The failure to acknowledge the very serious shortcomings in at least 15 of the early studies is especially troubling given that I provided EFSA, in response to a specific request from EFSA in 2011, with detailed evidence – in the form of photocopies of original documentation – which showed for example that:
- “Observation records indicated that animal A23 LM was alive at week 88, dead from week 92 through week 104, alive at week 108, and dead at week 112.” (Bressler J et al, Establishment Investigation Endorsements, of Searle Laboratories Division of G.D. Searle, Chicago,for the Bureau of Foods, 18th July 1977 and 7th August 1977 7 Aug 1977 p. 2)

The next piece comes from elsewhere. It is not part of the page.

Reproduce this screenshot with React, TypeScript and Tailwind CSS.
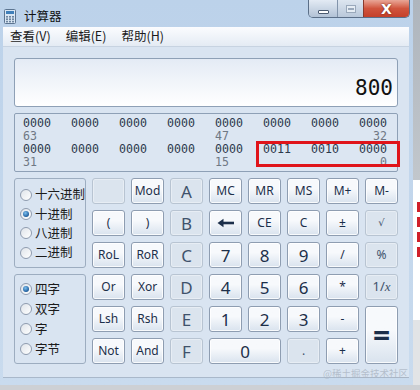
import React from "react";

const cjk = "font-['Microsoft_YaHei','Noto_Sans_CJK_SC',sans-serif]";
const latin = "font-['Segoe_UI','Noto_Sans','Noto_Sans_CJK_SC',sans-serif]";

type Key = { t: React.ReactNode; off?: boolean; big?: boolean; span?: string };

const keys: Key[] = [
  { t: "", off: true }, { t: "Mod" }, { t: "A", off: true, big: true }, { t: "MC" }, { t: "MR" }, { t: "MS" }, { t: "M+" }, { t: "M-" },
  { t: "(" }, { t: ")" }, { t: "B", off: true, big: true }, { t: "back" }, { t: "CE" }, { t: "C" }, { t: "±" }, { t: "√", off: true },
  { t: "RoL" }, { t: "RoR" }, { t: "C", off: true, big: true }, { t: "7", big: true }, { t: "8", big: true }, { t: "9", big: true }, { t: "/" }, { t: "%", off: true },
  { t: "Or" }, { t: "Xor" }, { t: "D", off: true, big: true }, { t: "4", big: true }, { t: "5", big: true }, { t: "6", big: true }, { t: "*" }, { t: "1/x", off: true },
  { t: "Lsh" }, { t: "Rsh" }, { t: "E", off: true, big: true }, { t: "1", big: true }, { t: "2", big: true }, { t: "3", big: true }, { t: "-" }, { t: "=", span: "row-span-2" },
  { t: "Not" }, { t: "And" }, { t: "F", off: true, big: true }, { t: "0", big: true, span: "col-span-2" }, { t: ".", off: true }, { t: "+" },
];

function KeyLabel({ k }: { k: Key }) {
  if (k.t === "back")
    return (
      <svg width="18" height="10" viewBox="0 0 18 10">
        <path d="M5 5H17" stroke="#1c2f4a" strokeWidth="2.6" />
        <path d="M0.5 5L6.5 0.8V9.2Z" fill="#1c2f4a" />
      </svg>
    );
  if (k.t === "1/x")
    return (
      <span className="text-[13px]">
        1/<span className="font-['Liberation_Serif',serif] italic">x</span>
      </span>
    );
  if (k.t === "√") return <span className="font-['DejaVu_Sans',sans-serif] text-[10px] leading-none">√</span>;
  if (k.t === "=") return <span className="text-[30px] font-bold leading-none">=</span>;
  return <span className={k.big ? "text-[17px] leading-none" : "text-[12px] leading-none"}>{k.t}</span>;
}

function Btn({ k }: { k: Key }) {
  const look = k.off
    ? "border-[#b8c4d2] bg-[#dbe4ee] text-[#3f526b] shadow-[inset_0_0_0_1px_rgba(255,255,255,0.35)]"
    : "border-[#8e9db1] bg-linear-to-b from-[#f7f9fc] from-40% to-[#d9e3ee] text-[#1c2f4a] shadow-[inset_0_0_0_1px_rgba(255,255,255,0.8)]";
  return (
    <div className={`flex items-center justify-center rounded-[3px] border ${look} ${k.span ?? ""}`}>
      <KeyLabel k={k} />
    </div>
  );
}

function Radio({ label, on, h }: { label: string; on?: boolean; h: string }) {
  return (
    <div className={`flex items-center gap-[3px] ${h}`}>
      <span className="flex size-[12px] items-center justify-center rounded-full border border-[#8f9caf] bg-linear-to-br from-[#dfe4ea] to-white">
        {on && <span className="size-[6px] rounded-full bg-[radial-gradient(circle_at_40%_35%,#7cc0f0,#1f5d9c_70%,#123c68)]" />}
      </span>
      <span className="text-[12.5px] text-[#1b1b1b]">{label}</span>
    </div>
  );
}

const bitRow = ["0000", "0000", "0000", "0000", "0000", "0000", "0000", "0000"];
const bitRow2 = ["0000", "0000", "0000", "0000", "0000", "0011", "0010", "0000"];

function Bits({ row }: { row: string[] }) {
  return (
    <div className="grid grid-cols-[repeat(7,48px)_28px] text-[#2c3a4c]">
      {row.map((b, i) => (
        <span key={i}>{b}</span>
      ))}
    </div>
  );
}

function Labels({ a, b, c }: { a: string; b: string; c: string }) {
  return (
    <div className="grid grid-cols-[192px_144px_28px] text-[#6f7884]">
      <span>{a}</span>
      <span>{b}</span>
      <span className="text-right">{c}</span>
    </div>
  );
}

export default function App() {
  return (
    <div className="relative flex h-[390px] w-[420px] flex-col overflow-hidden bg-[#c9cdd2]">
      <div className="flex h-[385px]">
        {/* window */}
        <div className="relative flex w-[413px] flex-col bg-linear-to-b from-[#bcd2ea] to-[#c9dbee]">
          <div className="flex h-[27px] items-start justify-between">
            <div className="flex items-center gap-[8px] pl-[4px] pt-[7px]">
              <svg width="12" height="15" viewBox="0 0 12 15">
                <rect x="0.5" y="0.5" width="11" height="14" rx="1" fill="#d9e6f3" stroke="#5c7591" />
                <rect x="2" y="2" width="8" height="3" fill="#3f7fb9" />
                {[0, 1, 2].map((r) =>
                  [0, 1, 2].map((c) => <rect key={`${r}${c}`} x={2 + c * 3} y={7 + r * 2.4} width="2" height="1.6" fill="#6d85a0" />)
                )}
              </svg>
              <span className={`${cjk} text-[12.5px] text-[#111]`}>计算器</span>
            </div>
            <div className="mr-[3px] flex h-[18px] overflow-hidden rounded-b-[5px] border border-t-0 border-[#5b6f88]">
              <div className="flex w-[28px] items-center justify-center bg-linear-to-b from-[#e3ebf4] to-[#b2c2d6]">
                <span className="mt-[6px] h-[4px] w-[11px] rounded-[1px] border border-[#4a5a70] bg-white" />
              </div>
              <div className="flex w-[26px] items-center justify-center border-l border-[#8294ab] bg-linear-to-b from-[#dde6f0] to-[#b9c8da]">
                <span className="flex h-[8px] w-[10px] items-center justify-center border border-[#9aa9bb] bg-[#e6edf4]">
                  <span className="h-[2px] w-[6px] border border-[#9aa9bb]" />
                </span>
              </div>
              <div className="flex w-[46px] items-center justify-center border-l border-[#8a3a2c] bg-linear-to-b from-[#e8a697] via-[#d0543d] to-[#c4402a]">
                <span className="text-[14px] font-bold leading-none text-white [text-shadow:0_0_2px_#5a1a10] font-['DejaVu_Sans',sans-serif]">X</span>
              </div>
            </div>
          </div>

          <div className="mx-[3px] mr-[4px] flex flex-1 flex-col">
            {/* menu */}
            <div className={`${cjk} flex h-[20px] items-center gap-[15px] border-b border-[#c7d3e1] bg-linear-to-b from-[#fbfcfe] to-[#e4ebf4] pl-[7px] text-[12.5px] text-[#1b1b1b]`}>
              <span>查看(V)</span>
              <span>编辑(E)</span>
              <span>帮助(H)</span>
            </div>

            {/* client */}
            <div className="flex flex-1 flex-col border-b border-[#a9b8ca] bg-[#d9e4f1] px-[11px] pt-[11px]">
              <div className="flex h-[49px] items-end justify-end rounded-[3px] border border-[#8ea0b6] bg-linear-to-b from-[#e4ebf5] to-white pb-[6px] pr-[4px]">
                <span className="font-['DejaVu_Sans_Mono',monospace] text-[21px] leading-[24px] text-[#111]">800</span>
              </div>

              <div className="relative mt-[6px] h-[59px] rounded-[2px] border border-[#8ea0b6] bg-[#dce6f2] pl-[8px] pt-[3px] font-['DejaVu_Sans_Mono',monospace] text-[11.6px] leading-[13px]">
                <Bits row={bitRow} />
                <Labels a="63" b="47" c="32" />
                <Bits row={bitRow2} />
                <Labels a="31" b="15" c="0" />
                <div className="absolute left-[241px] top-[27px] h-[26px] w-[144px] border-[3px] border-[#e0141a]" />
              </div>

              <div className="mt-[6px] flex gap-[6px]">
                <div className={`${cjk} flex w-[72px] flex-col gap-[6px]`}>
                  <div className="h-[90px] rounded-[3px] border border-[#9dadc0] pl-[5px] pt-[6px]">
                    <Radio label="十六进制" h="h-[19.3px]" />
                    <Radio label="十进制" on h="h-[19.3px]" />
                    <Radio label="八进制" h="h-[19.3px]" />
                    <Radio label="二进制" h="h-[19.3px]" />
                  </div>
                  <div className="h-[90px] rounded-[3px] border border-[#9dadc0] pl-[5px] pt-[4px]">
                    <Radio label="四字" on h="h-[20px]" />
                    <Radio label="双字" h="h-[20px]" />
                    <Radio label="字" h="h-[20px]" />
                    <Radio label="字节" h="h-[20px]" />
                  </div>
                </div>
                <div className={`${latin} grid grid-cols-[repeat(8,33px)] grid-rows-[repeat(6,26px)] gap-[6px]`}>
                  {keys.map((k, i) => (
                    <Btn key={i} k={k} />
                  ))}
                </div>
              </div>
            </div>
            <div className="h-[7px]" />
          </div>

          <span className={`${cjk} absolute right-[5px] top-[366px] text-[9.5px] text-[#aab4c2]/80`}>@稀土掘金技术社区</span>
        </div>

        {/* neighbouring window behind */}
        <div className="flex w-[7px] flex-col">
          <div className="h-[180px] bg-linear-to-b from-[#aeb5bd] to-[#c2c7cc]" />
          <div className="flex h-[140px] flex-col items-end gap-[5px] bg-white pt-[22px]">
            <span className="h-[10px] w-[3px] bg-[#d0202a]" />
            <span className="h-[10px] w-[3px] bg-[#d0202a]" />
            <span className="h-[10px] w-[3px] bg-[#d0202a]" />
            <span className="h-[10px] w-[3px] bg-[#d0202a]" />
          </div>
          <div className="flex-1 bg-[#e2e4e6]" />
        </div>
      </div>
      <div className="h-[5px] bg-[#cdd0d4]" />
    </div>
  );
}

In the rebuttal, I provided to EFSA on 22 February 2013 to its draft review, I again drew the Panel’s attention to the reasons why the apparent findings of many of Searle’s studies were seriously unreliable, but a collective set of blind eyes have been turned to the evidence showing that at least 15 of the initial portfolio of studies cannot be relied upon. Nonetheless, studies E11, E33-34, E40, E41, E43 and E70 are treated as if reliably indicating that aspartame is safe.
Rigged Again?
If the EFSA panel’s criteria of appraisal had been symmetrical between possible false positives and false negatives, and reasons for discounting studies had been consistently applied, then the number of studies deemed unreliably reassuring would have risen by at least 15.
In 1996 Ralph Walton, of Northeastern Ohio Universities College of Medicine, reported that “Of the 166 studies felt to have relevance for questions of human safety, 74 had Nutrasweet® industry related funding and 92 were independently funded. One hundred percent of the industry funded research attested to aspartame’s safety, whereas 92% of the independently funded research identified a problem.”

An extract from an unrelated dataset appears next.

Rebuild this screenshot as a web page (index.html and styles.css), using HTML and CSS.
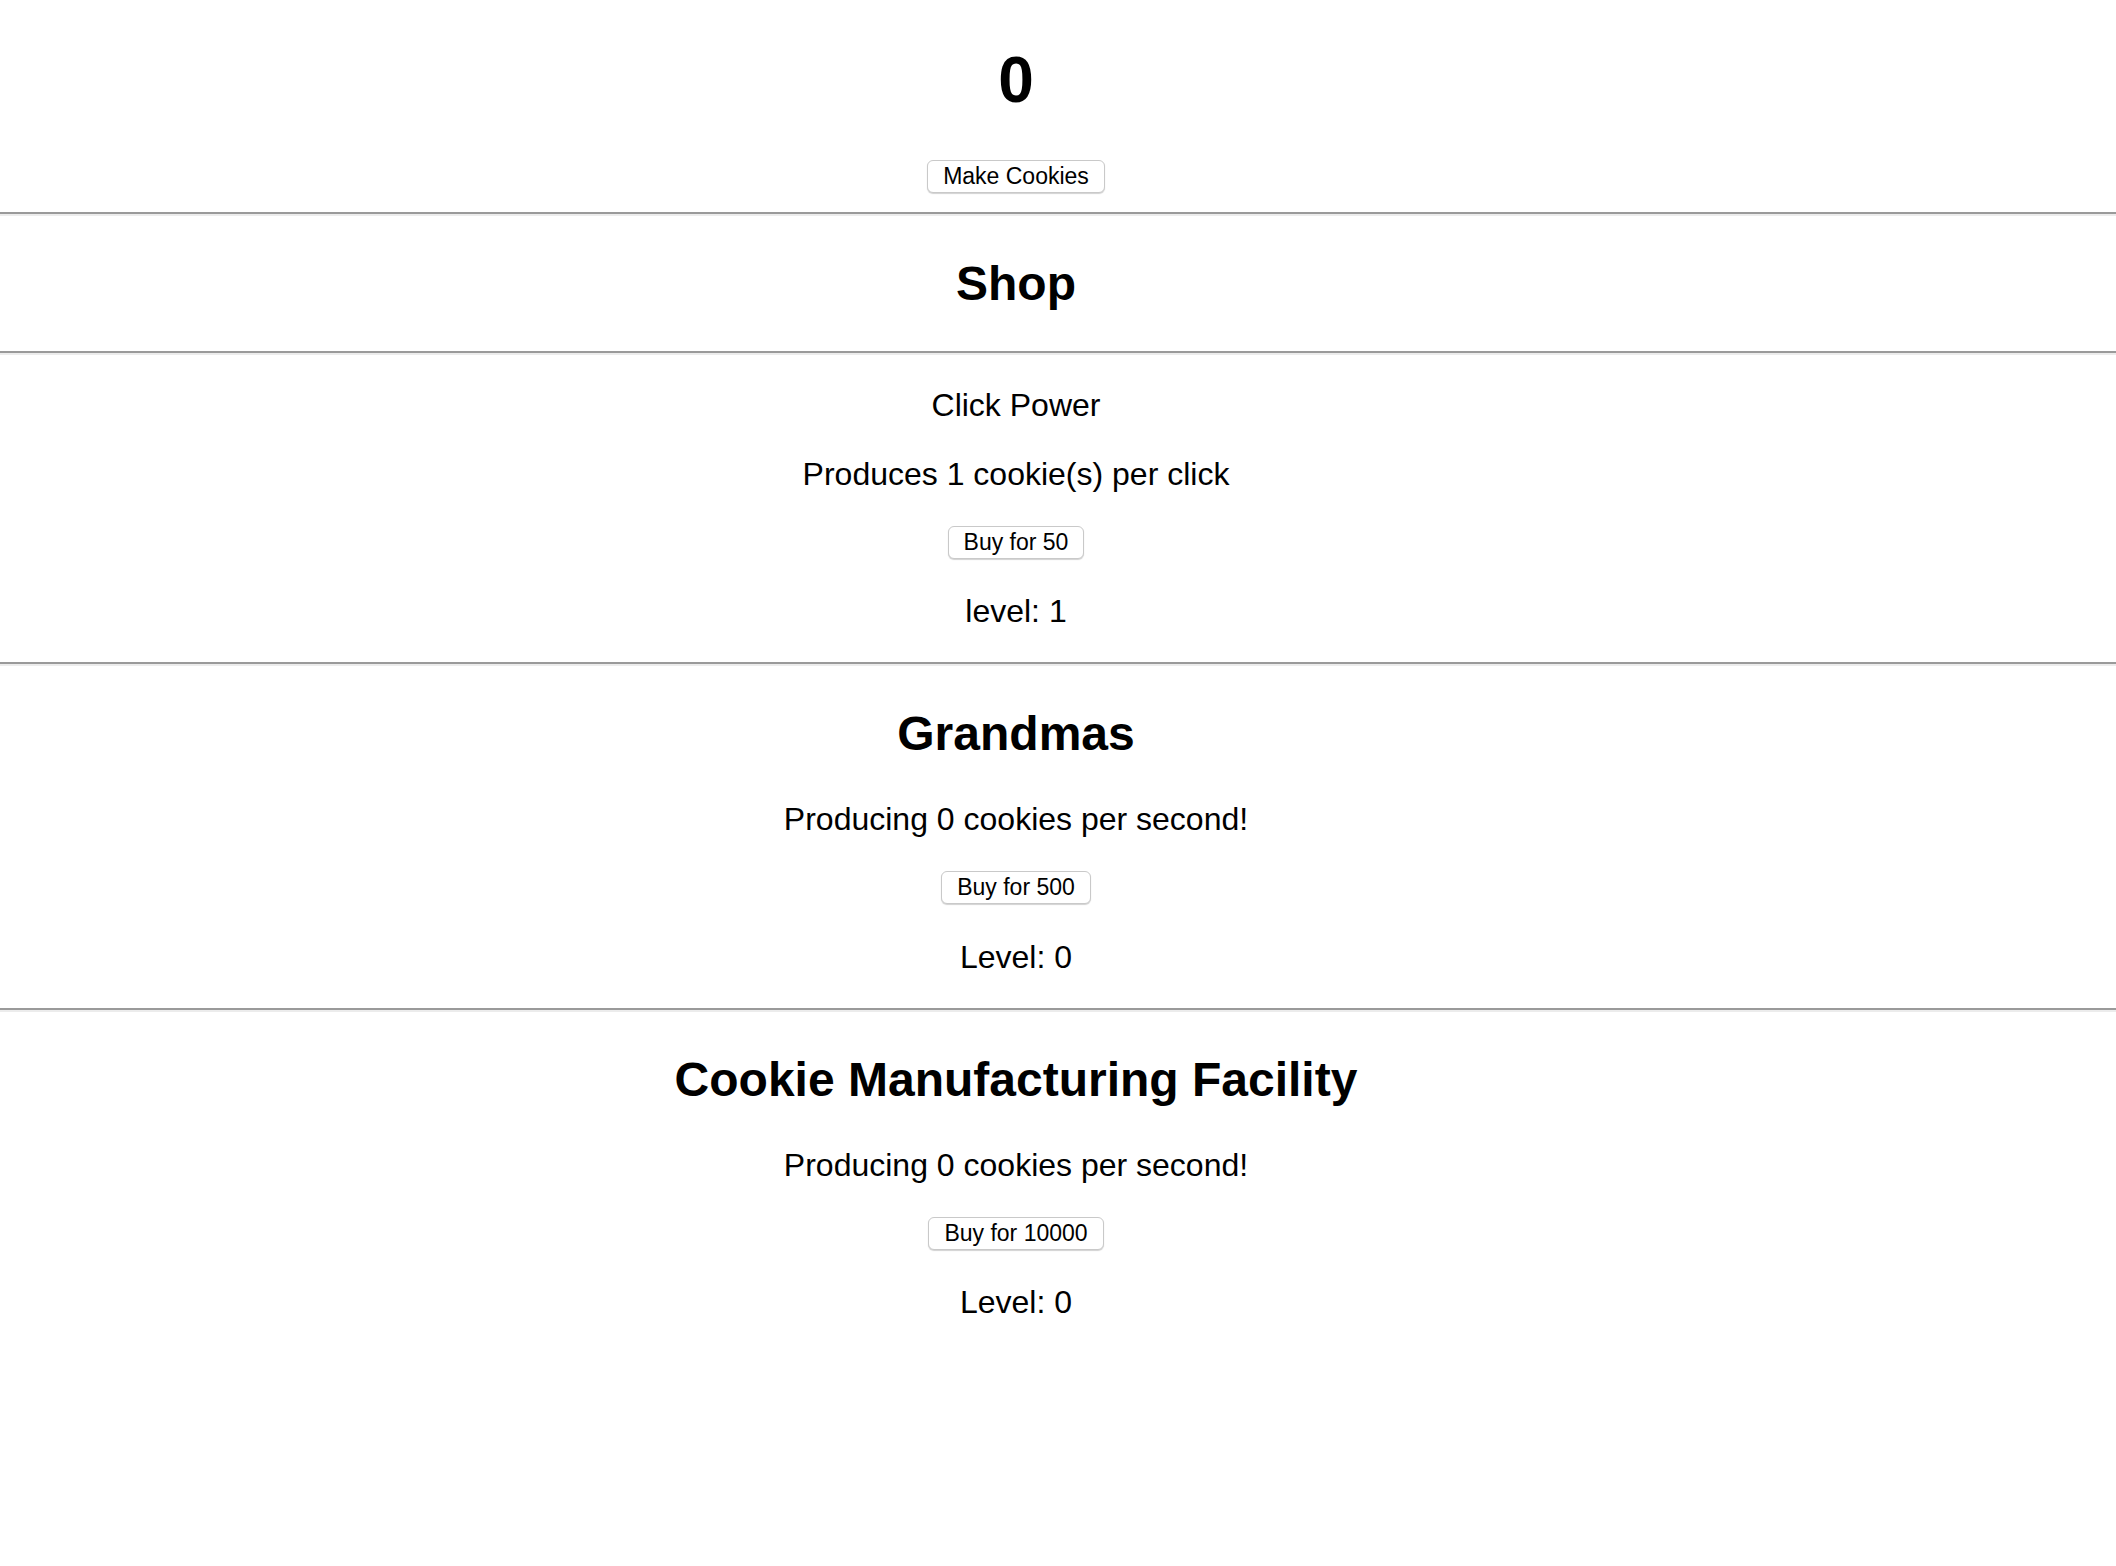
FILE: index.html
```html
<!DOCTYPE html>
<html lang="en">
<head>
<meta charset="utf-8">
<title>Cookie Clicker</title>
<link rel="stylesheet" href="styles.css">
</head>
<body>
<main class="game">
  <header class="block">
    <h1 class="count">0</h1>
    <div class="btn-row"><button class="btn">Make Cookies</button></div>
  </header>
  <hr class="rule">
  <h2 class="title block">Shop</h2>
  <hr class="rule">
  <section class="block">
    <p class="text">Click Power</p>
    <p class="text">Produces 1 cookie(s) per click</p>
    <div class="btn-row"><button class="btn">Buy for 50</button></div>
    <p class="text">level: 1</p>
  </section>
  <hr class="rule">
  <section class="block">
    <h2 class="title">Grandmas</h2>
    <p class="text">Producing 0 cookies per second!</p>
    <div class="btn-row"><button class="btn">Buy for 500</button></div>
    <p class="text">Level: 0</p>
  </section>
  <hr class="rule">
  <section class="block">
    <h2 class="title">Cookie Manufacturing Facility</h2>
    <p class="text">Producing 0 cookies per second!</p>
    <div class="btn-row"><button class="btn">Buy for 10000</button></div>
    <p class="text">Level: 0</p>
  </section>
</main>
</body>
</html>
```
FILE: styles.css
```css
html, body {
  background: #ffffff;
}
body {
  margin: 0;
  color: #000000;
  font-family: "Liberation Sans", Arial, Helvetica, sans-serif;
  font-size: 32px;
  line-height: 37px;
  text-align: center;
}
.block {
  padding-right: 84px;
}
.count {
  margin: 42.5px 0;
  font-size: 64px;
  line-height: 74px;
  font-weight: bold;
}
.title {
  margin: 40px 0;
  font-size: 48px;
  line-height: 55px;
  font-weight: bold;
}
.text {
  margin: 32px 0;
  font-size: 32px;
  line-height: 37px;
}
.btn-row {
  height: 36.5px;
}
.btn {
  display: inline-block;
  vertical-align: top;
  margin-top: 1px;
  height: 33px;
  box-sizing: border-box;
  padding: 0 15px;
  font-family: "Liberation Sans", Arial, Helvetica, sans-serif;
  font-size: 23px;
  line-height: 29px;
  color: #000000;
  background: #ffffff;
  border: 1px solid #c9c9c9;
  border-radius: 6px;
  box-shadow: 0 1px 1px rgba(0, 0, 0, 0.18);
}
.rule {
  margin: 16px 0;
  height: 0;
  border: none;
  border-top: 2px solid #9a9a9a;
  border-bottom: 2px solid #ececec;
}
```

Extending that analysis to all the studies discussed this year by the EFSA Panel reveals that it remains the case that 100% of the industry-funded studies suggest that aspartame is harmless, whereas the percentage of independently-funded studies suggesting possible risks has risen to 97%.
EFSA’s claim that aspartame is safe has therefore been reached only by assuming that the vast majority of studies in its favour are reliable, though they have almost all been commercially funded, while every single one of the studies suggesting that aspartame might cause some kind of harm are deemed unreliable, even though they have all been funded non-commercially. Those assumptions are biased against consumer protection, even though EFSA’s responsibility is to protect consumers.
EFSA’s credibility has been seriously damaged, while the ANS Panel has lost whatever little credibility it might previously have had. As EFSA is failing to meet its responsibility to protect consumers from food-borne risks, the responsibility for sorting this mess out falls to the European Commission, the European Parliament, the Council of Ministers and to the EU Member States
Yours faithfully,
Erik Millstone
Professor of Science Policy
University of Sussex
Hat’s Off, Erik! You won this battle, even though it appears to be rigged – again.